Exceptions must be made, of course. This time, after finding myself clicking on an enticing link which happened to include "erupting" and "baboon's rump" in a single sentence, I was redirected to... my own blog. This blog. (this page, to be precise).

Now that I have finally "made" it, and become the foremost internet authority on baboon swellings, I guess I will have to keep this place kept up a little better, lest I lose my hard won title. Unfortunately, I do not have any swellings news or insights at this time, but I do have an excellent article to present on baboons and visual symbols, the latter of which I've come to know quite a bit about in the last couple of years.



Monkey See, Monkey Do. Monkey Read?
 
Monkeys banging on typewriters might never reproduce the works of Shakespeare, but they may be closer to reading Hamlet than we thought. Scientists have trained baboons to distinguish English words from similar-looking nonsense words by recognizing common arrangements of letters. The findings indicate that visual word recognition, the most basic step of reading, can be learned without any knowledge of spoken language



They taught baboons to recognize words! More specifically, the baboons learned to recognize collections of characters, and it looks like they also learned how to extrapolate and apply their rules for what can and cannot be a word to some they'd never seen before. What this does not mean is that the baboons associated meaning with words, and to avoid confusion, we should not say that the baboons were able to read. These animals were able to look at complex stimuli, and say if they made sense as a collection, based on a model they had learned. That's it.

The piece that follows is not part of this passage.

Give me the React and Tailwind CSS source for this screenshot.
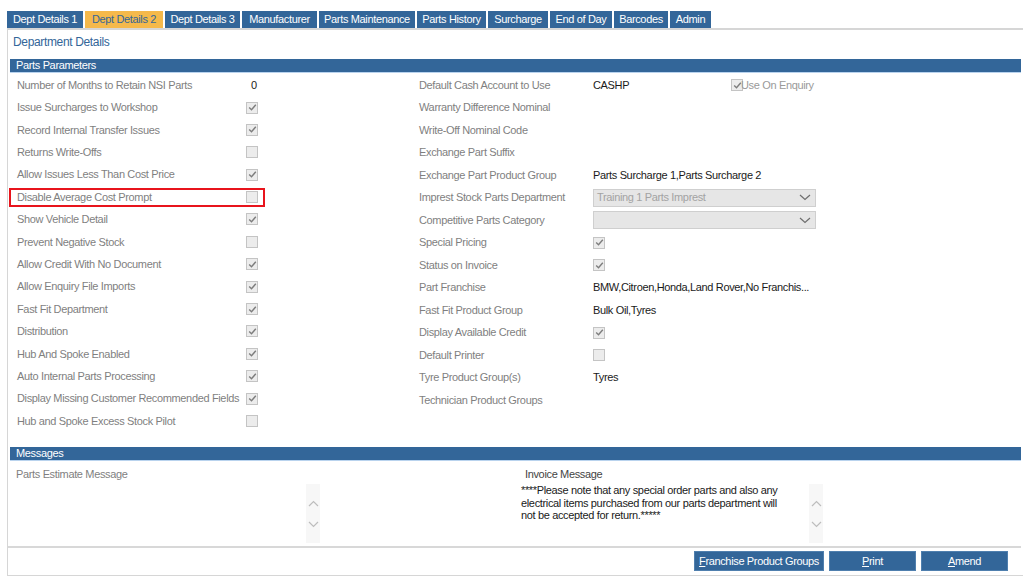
import React from 'react';

const tabs = [
  { name: 'Dept Details 1', w: 'w-[76px]' },
  { name: 'Dept Details 2', w: 'w-[78px]' },
  { name: 'Dept Details 3', w: 'w-[75px]' },
  { name: 'Manufacturer', w: 'w-[75px]' },
  { name: 'Parts Maintenance', w: 'w-[96px]' },
  { name: 'Parts History', w: 'w-[69px]' },
  { name: 'Surcharge', w: 'w-[60px]' },
  { name: 'End of Day', w: 'w-[62px]' },
  { name: 'Barcodes', w: 'w-[54px]' },
  { name: 'Admin', w: 'w-[41px]' },
];

const leftRows = [
  { label: 'Number of Months to Retain NSI Parts', value: '0' },
  { label: 'Issue Surcharges to Workshop', checked: true },
  { label: 'Record Internal Transfer Issues', checked: true },
  { label: 'Returns Write-Offs', checked: false },
  { label: 'Allow Issues Less Than Cost Price', checked: true },
  { label: 'Disable Average Cost Prompt', checked: false, highlight: true },
  { label: 'Show Vehicle Detail', checked: true },
  { label: 'Prevent Negative Stock', checked: false },
  { label: 'Allow Credit With No Document', checked: true },
  { label: 'Allow Enquiry File Imports', checked: true },
  { label: 'Fast Fit Department', checked: true },
  { label: 'Distribution', checked: true },
  { label: 'Hub And Spoke Enabled', checked: true },
  { label: 'Auto Internal Parts Processing', checked: true },
  { label: 'Display Missing Customer Recommended Fields', checked: true },
  { label: 'Hub and Spoke Excess Stock Pilot', checked: false },
];

const rightRows = [
  { label: 'Default Cash Account to Use', value: 'CASHP', enquiry: true },
  { label: 'Warranty Difference Nominal' },
  { label: 'Write-Off Nominal Code' },
  { label: 'Exchange Part Suffix' },
  { label: 'Exchange Part Product Group', value: 'Parts Surcharge 1,Parts Surcharge 2' },
  { label: 'Imprest Stock Parts Department', select: 'Training 1 Parts Imprest' },
  { label: 'Competitive Parts Category', select: '' },
  { label: 'Special Pricing', checked: true },
  { label: 'Status on Invoice', checked: true },
  { label: 'Part Franchise', value: 'BMW,Citroen,Honda,Land Rover,No Franchis...' },
  { label: 'Fast Fit Product Group', value: 'Bulk Oil,Tyres' },
  { label: 'Display Available Credit', checked: true },
  { label: 'Default Printer', checked: false },
  { label: 'Tyre Product Group(s)', value: 'Tyres' },
  { label: 'Technician Product Groups' },
];

const CheckBox = ({ checked }) => (
  <span className="inline-flex items-center justify-center w-[12px] h-[12px] border border-[#c4c4c4] bg-[#ececec]">
    {checked && (
      <svg width="9" height="9" viewBox="0 0 9 9">
        <path d="M1.2 4.6 L3.5 6.8 L7.8 1.8" fill="none" stroke="#7d7d7d" strokeWidth="1.4" />
      </svg>
    )}
  </span>
);

const Chevron = ({ up }) => (
  <svg width="11" height="7" viewBox="0 0 11 7">
    <path d={up ? 'M1 6 L5.5 1.5 L10 6' : 'M1 1 L5.5 5.5 L10 1'} fill="none" stroke="#bdbdbd" strokeWidth="1.2" />
  </svg>
);

const SectionBar = ({ title }) => (
  <div className="mx-[2px] h-[14px] bg-[#336699] border-b border-[#b9d3ee] pl-[6px] text-white text-[11px] leading-[13px]">
    {title}
  </div>
);

const Scroller = () => (
  <div className="w-[14px] h-[59px] bg-[#f7f7f7] flex flex-col items-center justify-center gap-[14px]">
    <Chevron up />
    <Chevron />
  </div>
);

const Btn = ({ first, rest, width }) => (
  <button className={`${width} h-[20px] bg-[#336699] border border-[#4f7fae] text-white text-[11px] whitespace-nowrap`}>
    <span className="underline">{first}</span>
    {rest}
  </button>
);

export default function App() {
  return (
    <div
      className="w-[1023px] h-[577px] bg-white overflow-hidden pt-[11px] tracking-[-0.35px]"
      style={{ fontFamily: '"Liberation Sans", Arial, sans-serif' }}
    >
      {/* tab strip */}
      <div className="flex pl-[7px] gap-[2px]">
        {tabs.map((t, i) => (
          <div
            key={t.name}
            className={`${t.w} h-[17px] text-center whitespace-nowrap text-[11px] leading-[17px] ${
              i === 1 ? 'bg-[#f5b94b] text-[#336699]' : 'bg-[#336699] text-white'
            }`}
          >
            {t.name}
          </div>
        ))}
      </div>

      {/* panel */}
      <div className="ml-[7px] h-[548px] border-t-2 border-l border-b border-[#d6d6d6] flex flex-col">
        <div className="pl-[5px] pt-[3px] h-[29px] text-[#336699] text-[12px]">Department Details</div>

        <SectionBar title="Parts Parameters" />

        <div className="flex pt-[1px] text-[11px]">
          <div className="w-[411px]">
            {leftRows.map((r) => (
              <div key={r.label} className="h-[22.4px] flex items-center">
                <div
                  className={`w-[256px] h-[19px] ml-[1px] pl-[8px] flex items-center ${
                    r.highlight ? 'outline-2 outline-[#e8141c] -outline-offset-2' : ''
                  }`}
                >
                  <span className="w-[229px] text-[#7f7f7f] whitespace-nowrap">{r.label}</span>
                  {r.value !== undefined ? (
                    <span className="pl-[5px] text-[#1a1a1a]">{r.value}</span>
                  ) : (
                    <CheckBox checked={r.checked} />
                  )}
                </div>
              </div>
            ))}
          </div>

          <div className="flex-1">
            {rightRows.map((r) => (
              <div key={r.label} className="h-[22.5px] flex items-center">
                <span className="w-[174px] text-[#7f7f7f] whitespace-nowrap">{r.label}</span>
                {r.select !== undefined ? (
                  <div className="w-[223px] h-[18px] border border-[#cfcfcf] bg-[#e6e6e6] flex items-center justify-between pl-[3px] pr-[4px] text-[#a3a3a3]">
                    <span>{r.select}</span>
                    <svg width="12" height="7" viewBox="0 0 12 7">
                      <path d="M1 1 L6 5.5 L11 1" fill="none" stroke="#6e6e6e" strokeWidth="1.2" />
                    </svg>
                  </div>
                ) : r.checked !== undefined ? (
                  <span className="flex"><CheckBox checked={r.checked} /></span>
                ) : (
                  <span className="w-[138px] text-[#1a1a1a] whitespace-nowrap">{r.value}</span>
                )}
                {r.enquiry && (
                  <span className="flex items-center text-[#9a9a9a]">
                    <CheckBox checked />
                    <span className="-ml-[2px]">Use On Enquiry</span>
                  </span>
                )}
              </div>
            ))}
          </div>
        </div>

        <div className="mt-[15px]">
          <SectionBar title="Messages" />
        </div>

        <div className="flex text-[11px] h-[85px]">
          <div className="w-[506px] pl-[8px] pt-[5px]">
            <div className="text-[#7f7f7f] h-[15px]">Parts Estimate Message</div>
            <div className="flex pt-[3px]">
              <div className="w-[290px]" />
              <Scroller />
            </div>
          </div>
          <div className="flex-1 pl-[7px] pt-[5px]">
            <div className="text-[#444] h-[15px] pl-[4px]">Invoice Message</div>
            <div className="flex pt-[3px]">
              <div className="w-[288px] pr-[16px] text-[#1a1a1a] leading-[12.5px]">
                ****Please note that any special order parts and also any electrical items purchased from our parts department will not be accepted for return.*****
              </div>
              <Scroller />
            </div>
          </div>
        </div>

        <div className="mt-auto mr-[2px] border-t-2 border-[#d8d8d8] h-[29px] flex justify-end items-start gap-[5px] pt-[3px] pr-[13px]">
          <Btn first="F" rest="ranchise Product Groups" width="w-[130px]" />
          <Btn first="P" rest="rint" width="w-[87px]" />
          <Btn first="A" rest="mend" width="w-[87px]" />
        </div>
      </div>
    </div>
  );
}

Tsk tsk, Science. Good thing I know better by now.

Make sure to check out the accompanying video to see what the baboons are actually doing, plus, it gives an explanation of how their setup works with a zoo like enclosure, which is pretty slick. This is a pretty crazy experiment, mainly because I wouldn't have though it would work. You could answer the same kind of questions with something less limited than English words, but since it worked, I can't really complain. I've been trying to think of criticisms e.g. how the monkeys could be using an alternate strategy to get the same results, but  so far I haven't come up with anything parsimonious.

Reading is not like other outlets in linguistics. Much of primate research looks at vocalizations, in order to find and identify the roots of human linguistic structures. These days, its all about finding the progenitors of syntax, since its been clearly established that semantics meanings are something apes can learn, even if their vocabularies are limited compared to ours.

Macaques can do it too, and while macaques have different strong points in intelligence compared to baboons, this kind of experiment plays more to their strengths than it does baboons'. This is exciting because macaques do have the ability to connect abstract symbols with semantic meaning (in preparation). The best example comes from Matsuzawa's chimps, and I've been shown videos of them matching colors to Japanese kanji, along with more advanced tasks, but those videos do not appear to be publicly available yet.

Here's the original article on Science if you want to take a look. Also, ResearchBlogging is down, what's up with that?

In other news, just finished the excellent English translation of Orhan Pamuk's My Name is Red. Coincidence?